CONCLUSIONS RELATING TO GOING CONCERN
In auditing the financial statements, we have concluded that the directors’ use of the going concern basis of accounting in the preparation of the financial statements is appropriate.
Based on the work we have performed, we have not identified any material uncertainties relating to events or conditions that, individually or collectively, may cast significant doubt on the Company's ability to continue as a going concern for a period of at least twelve months from when the financial statements are authorised for issue.
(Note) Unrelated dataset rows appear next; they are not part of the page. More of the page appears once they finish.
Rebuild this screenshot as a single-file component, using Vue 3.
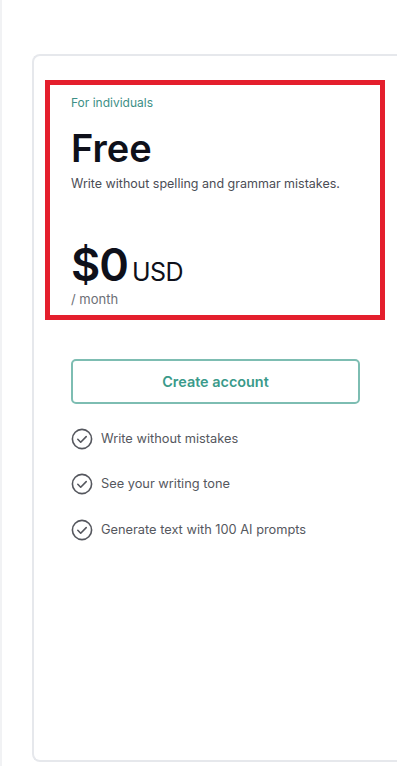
<script setup>
const features = ['Write without mistakes', 'See your writing tone', 'Generate text with 100 AI prompts']
</script>

<template>
  <div class="page">
    <div class="card">
      <section class="plan">
        <p class="eyebrow">For individuals</p>
        <h2 class="name">Free</h2>
        <p class="desc">Write without spelling and grammar mistakes.</p>
        <div class="price">
          <span class="amount">$0</span>
          <span class="currency">USD</span>
        </div>
        <p class="period">/ month</p>
      </section>

      <div class="body">
        <button type="button" class="cta">Create account</button>
        <ul class="features">
          <li v-for="f in features" :key="f" class="feature">
            <svg class="check" width="22" height="22" viewBox="0 0 22 22" fill="none">
              <circle cx="11" cy="11" r="9.6" stroke="#55575e" stroke-width="1.6" />
              <path d="M6.8 11.3l2.9 2.9 5.5-5.6" stroke="#55575e" stroke-width="1.6" stroke-linecap="round" stroke-linejoin="round" />
            </svg>
            <span>{{ f }}</span>
          </li>
        </ul>
      </div>
    </div>
  </div>
</template>

<style>
html,
body {
  margin: 0;
  background: #fff;
}
</style>

<style scoped>
.page {
  box-sizing: border-box;
  width: 400px;
  height: 766px;
  padding: 54px 0 4px 30px;
  overflow: hidden;
  background: #fff;
  border-left: 2px solid #f1f2f4;
  font-family: Inter, "Noto Sans", sans-serif;
}
.card {
  box-sizing: border-box;
  width: 365px;
  height: 708px;
  padding: 24px 0 0 11px;
  background: #fff;
  border: 2px solid #e6e8ec;
  border-right: none;
  border-radius: 8px 0 0 8px;
}
.plan {
  box-sizing: border-box;
  width: 340px;
  height: 240px;
  padding: 10px 0 0 21px;
  border: 5px solid #e41f2d;
}
.eyebrow {
  margin: 0;
  font-size: 12px;
  line-height: 16px;
  color: #3d8f86;
}
.name {
  margin: 17px 0 0;
  font-size: 38px;
  line-height: 40px;
  font-weight: 600;
  color: #0e101a;
}
.desc {
  margin: 8px 0 0;
  font-size: 12.5px;
  line-height: 16px;
  color: #4b4d55;
}
.price {
  display: flex;
  align-items: baseline;
  gap: 4px;
  margin-top: 54px;
  line-height: 38px;
  color: #0e101a;
}
.amount {
  font-size: 45px;
  font-weight: 600;
  letter-spacing: -1px;
}
.currency {
  font-size: 25px;
  letter-spacing: -0.5px;
}
.period {
  margin: 0;
  font-size: 13px;
  line-height: 16px;
  color: #6d6f76;
}
.body {
  width: 289px;
  margin: 39px 0 0 26px;
}
.cta {
  display: block;
  box-sizing: border-box;
  width: 100%;
  height: 45px;
  background: #fff;
  border: 2px solid #7dbdb2;
  border-radius: 5px;
  font: 600 14.4px Inter, "Noto Sans", sans-serif;
  color: #3a9a8a;
}
.features {
  list-style: none;
  margin: 24px 0 0;
  padding: 0;
  display: flex;
  flex-direction: column;
  gap: 23.4px;
}
.feature {
  display: flex;
  align-items: center;
  gap: 8px;
  font-size: 12.8px;
  line-height: 22px;
  color: #55575e;
}
.check {
  flex-shrink: 0;
}
</style>
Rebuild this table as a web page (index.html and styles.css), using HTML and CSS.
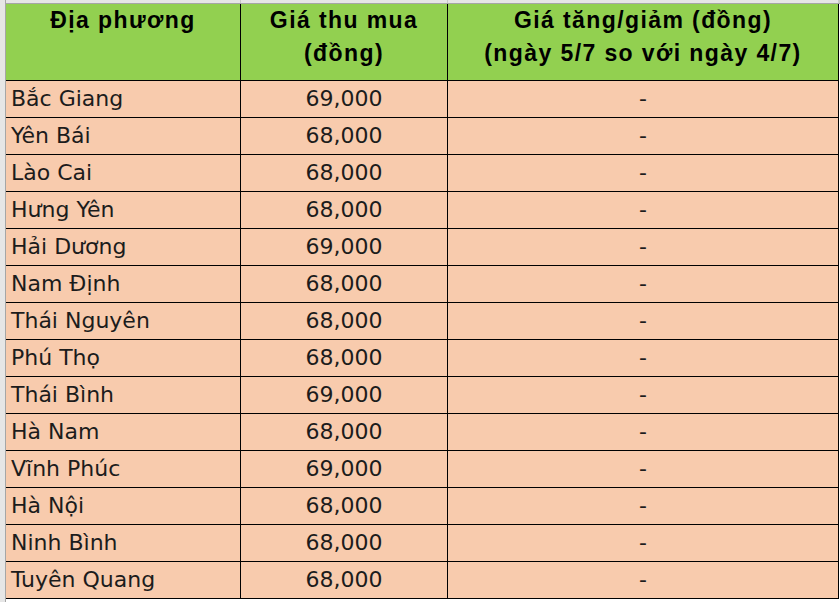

Our responsibilities and the responsibilities of the directors with respect to going concern are described in the relevant sections of this report.
OTHER INFORMATION
The other information comprises the information included in the Directors' Report other than the financial statements and our auditor's report thereon. The directors are responsible for the other informationwithin the Directors' Report. Our opinion on the financial statements does not cover the other information and, except to the extent otherwise explicitly stated in our report, we do not express any form of assurance conclusion thereon. Our responsibility is to read the other information and, in doing so, consider whether the other information is materially inconsistent with the financial statements or our knowledge obtained in the course of the audit or, otherwise appears to be materially misstated. If we identify such material inconsistencies or apparent material misstatements, we are required to determine whether this gives rise to a material misstatement in the financial statements themselves. If, based on the work we have performed, we conclude that there is a material misstatement of this other information, we are required to report that fact. We have nothing to report in this regard.
OPINIONS ON OTHER MATTERS PRESCRIBED BY THE COMPANIES ACT 2006
In our opinion, based on the work undertaken in the course of the audit:
-
the information given in the Directors' Report for the financial year for which the financial statements are
prepared is consistent with the financial statements; and
-
the Directors' Report has been prepared in accordance with applicable legal requirements.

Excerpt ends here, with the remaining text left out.